We have investigated the variabilities of the isotopic compositions for Sr, Nd, and Mo in CC and NC meteorites [3-4]. The CCs are characterized to form an s-process mixing line in the µ⁹⁵Mo–µ⁹⁴Mo space. As opposed to this observation, the data of CCs deviate from the s-process mixing line in the µ⁸⁴Sr–µ¹⁵⁰Nd space. The inconsistency could be caused by the difference in the chemical characteristics of Mo (siderophile elements) and Sr-Nd (lithophile elements), specifically for the non-uniform distribution in some CCs (e.g., CV chondrites) of isotopically anomalous calcium-aluminum-rich inclusions (CAIs) in which large proportions of Sr and Nd are hosted. In fact, the data for CAI-subtracted CCs are plotted on the s-process mixing line in the µ⁸⁴Sr-µ¹⁵⁰Nd space. Therefore, the isotope variabilities for Sr, Nd, and Mo within the CCs indicate that s-process matter distributed heterogeneously throughout various chondritic components in the different outer solar system materials.

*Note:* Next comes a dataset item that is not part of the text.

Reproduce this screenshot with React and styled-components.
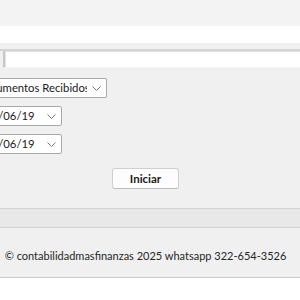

In contrast, the data for NCs are relatively homogeneous and plotted on the s-process mixing line in the µ⁸⁴Sr-µ¹⁵⁰Nd space. Unlike this observation, the NCs show Mo isotope variability in the µ⁹⁵Mo-µ⁹⁴Mo space. The Mo isotope variability for NCs suggests the presence of two end-member components in the NC reservoir (i.e., NC-A and NC-B), where the involvement of an additional nucleosynthetic component other than the s-process is required. Two models are proposed to account for the Mo isotopic variation within the NCs; (i) Mo isotopic composition of the NC region changed gradually from NC-A- to NC-B-like components as a function of the heliocentric distance, or (ii) a fractionation process involving chondritic matrix and metal, which most likely occurred locally in time and/or space, has generated the Mo isotope variability in the NC region.

[1] Warren, 2011, EPSL 311, 93. [2] Kruijer et al., 2017, PNAS 114, 6712. [3] Fukai and Yokoyama, 2019, ApJ 879, 79. [4] Yokoyama et al., 2019, ApJ 883, 62.